Opening round of the 2009 Superleague Formula season

The 2009 Magny-Cours Superleague Formula round was the opening round of the 2009 Superleague Formula season, with the races taking place on 28 June 2009. Liverpool F.C. and A.C. Milan shared the two race wins, with Liverpool also being the Weekend Winner after winning the six-car Super Final. The supporting events were the Euroseries 3000 and the Mitjet Series.

==Report==
===Qualifying===
As always, the field was split into two groups for qualifying, with the fastest four qualifiers from each progressing into the knockout stages to decide places 1 to 8 on the grid. Davide Rigon and Max Wissel driving the cars of Olympiacos and FC Basel 1893 both recorded times faster than Group A fourth place, Enrique Bernoldi (CR Flamengo). In the knockout stages, an all-British battle was the highlight of round one, with Rangers' John Martin and Tottenham's Craig Dolby recording the two fastest times of the first round. However, it was Melton Mowbray's Dolby who was faster, by three tenths of a second. Dolby's run ended at the semi-final stage, after spinning during his lap.

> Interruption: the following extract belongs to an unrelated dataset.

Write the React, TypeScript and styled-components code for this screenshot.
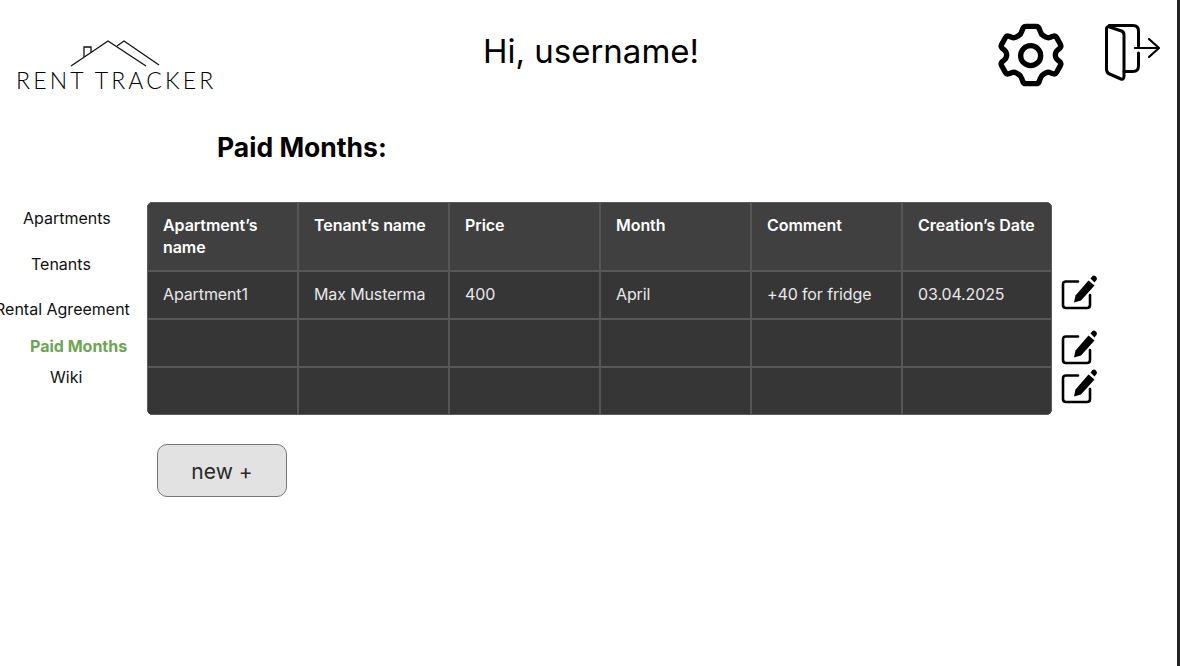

Antônio Pizzonia of SC Corinthians put paid to his hope, and would face Adrián Vallés in the Liverpool machine in the final. Pizzonia would come out on top by 0.299 seconds, to take his team's first pole position in Superleague Formula. Post-qualifying, the car of debutants FC Midtjylland, driven by Kasper Andersen was sent to the back of the grid, for failing to complete a round one lap due to a blistered tyre.

===Race 1===
Pizzonia led away from the start, leading Vallés and Dolby before the safety car came out. Last year's champion driver Rigon attempted an over-optimistic passing move on F.C. Porto's Tristan Gommendy. The Italian ran into the back of the R.S.C. Anderlecht car of Yelmer Buurman, the drivers runner-up of last season, and spun at the Adelaide Hairpin. Gommendy and Martin also spun, while other cars had to drive through the gravel trap on the outside of the corner to avoid the hubbub on track. Once the race got under away again, Pizzonia started to pull away from his two chasers, although Vallés started to re-catch the ex-Formula One driver, and by lap five had passed him in a similar move to his pass on Dolby on lap one.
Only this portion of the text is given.